Although Israelis may not merit a Torah government, I will show that a Torah government, with its king and Sanhedrin, is more democratic than Israeli democracy.

The Hebrew term for king, melech, primarily implies a chief “counselor,” a president whose intellectual and moral qualities warrant his elevation and authority. The Torah basis for kingship is in Deuteronomy (17:14-15): There it is said that when the Israelites come to the land G-d is giving them, they shall appoint a king from among their brethren, but they shall not appoint a foreigner.

Back in 1948, a Knesset committee considered a draft constitution containing a clause requiring Israel’s president to be Jewish. The committee, dominated by secularists, opposed the clause. They feared it would be construed as “racist.” Fear of what gentiles would think prevented them from establishing a government of the Jews, for the Jews, and by the Jews.

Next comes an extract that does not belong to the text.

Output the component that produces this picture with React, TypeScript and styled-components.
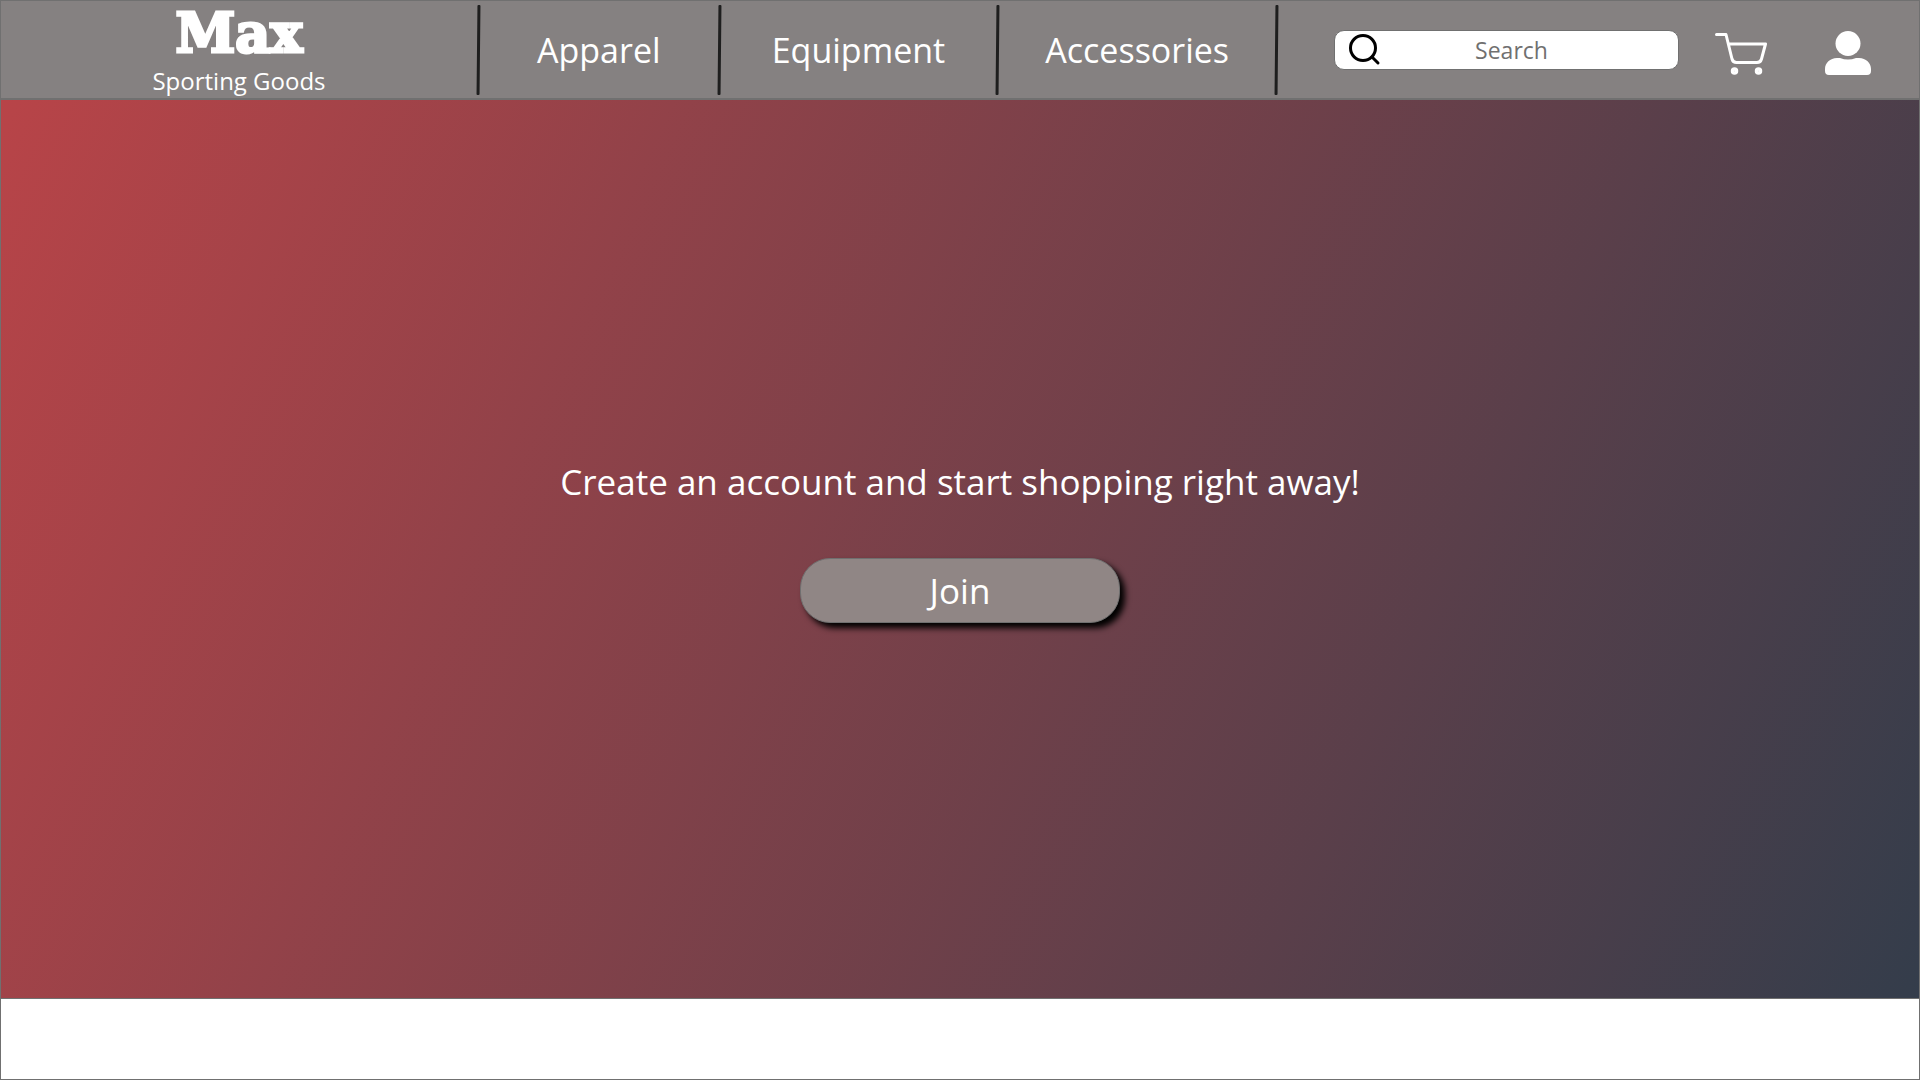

So, in the Jewish State of Israel a Muslim can be president or prime minister!

Anyway, what’s the function of a Jewish king? Rabbi S.R. Hirsch says that the appointment of the Jewish king is not for conquering and safeguarding the Land of Israel, and certainly not for developing an army for other purposes. It is God Who gives the Land of Israel to the Jews; it is God under Whose support they conquered this land; and it’s God on Whom they ultimately depend for retaining this land and living safely therein. Under a Torah government, no army would expel Jews from their homes as the IDF did under the so-called democratic government of Israel.

The purpose of a king of Israel, and of Israel itself, is not to seek external glory but internal perfection. In a poll taken in January 2007, 84% of Israelis regard the government as corrupt. Prime Minister Olmert seems to be despised by 97 of the public. That doesn’t prevent him from acting like a dictator. Like his predecessors, he thinks he can dispose of Jewish land as if it was his private possession.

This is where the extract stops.